17.01.2023 Tiago Félix da Costa, João Matos Viana, Nuno Igreja Matos • International Comparative Legal Guide (ICLG)

ICLG to Corporate Investigations 2023

Tiago Félix da Costa, João Matos Viana e Nuno Igreja Matos assinam o capítulo de Portugal do guia “ICLG to Corporate Investigations 2023”, publicado pela International Comparative Legal Guide (ICLG).

“The National Strategy for Combating Corruption (2020–2024) and the subsequent entry into force of the General Regime for the Prevention of Corruption (“GRPC”) (Decree-Law No. 109-E/2021, of 9 December) and the General Regime for the Protection of Whistleblowers (Law No. 93/2021, of 20 December) (“GRPW”) have recently introduced a new legal framework on compliance and whistleblowing, including on matters relating to internal investigations. Under this framework, obliged entities (companies with 50 or more employees) are under a duty to start an internal investigation upon receiving a verbal or written report from a whistleblower. Covered entities must also give notice to the whistleblower within seven days to inform him/her that the report was received and that an external complaint may also be presented. Portuguese law also establishes a duty to inform the whistleblower of the steps envisaged or taken to act on the report. Failure to comply with these duties gives cause to regulatory offences punishable with fines that can be applicable to the company and to individuals.

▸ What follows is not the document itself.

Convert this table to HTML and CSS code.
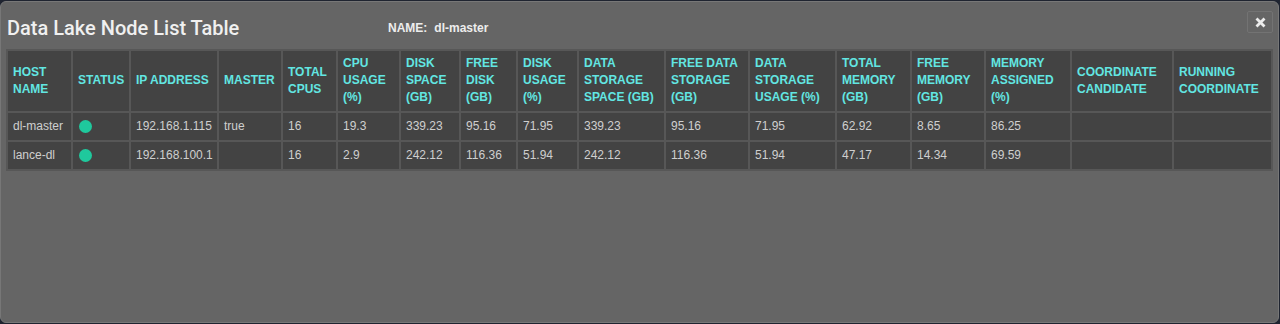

On a more general standpoint, the GRPC demands companies to implement internal control and compliance systems for preventing and detecting suspicions of corruption-related acts. Accordingly, a company may be under a duty to start an internal investigation even when no report was presented but there are reasons to suspect that illegal acts have been committed. Failure to commence an internal investigation in these situations may also be seen as a breach of legal duties, punishable with similar fines”.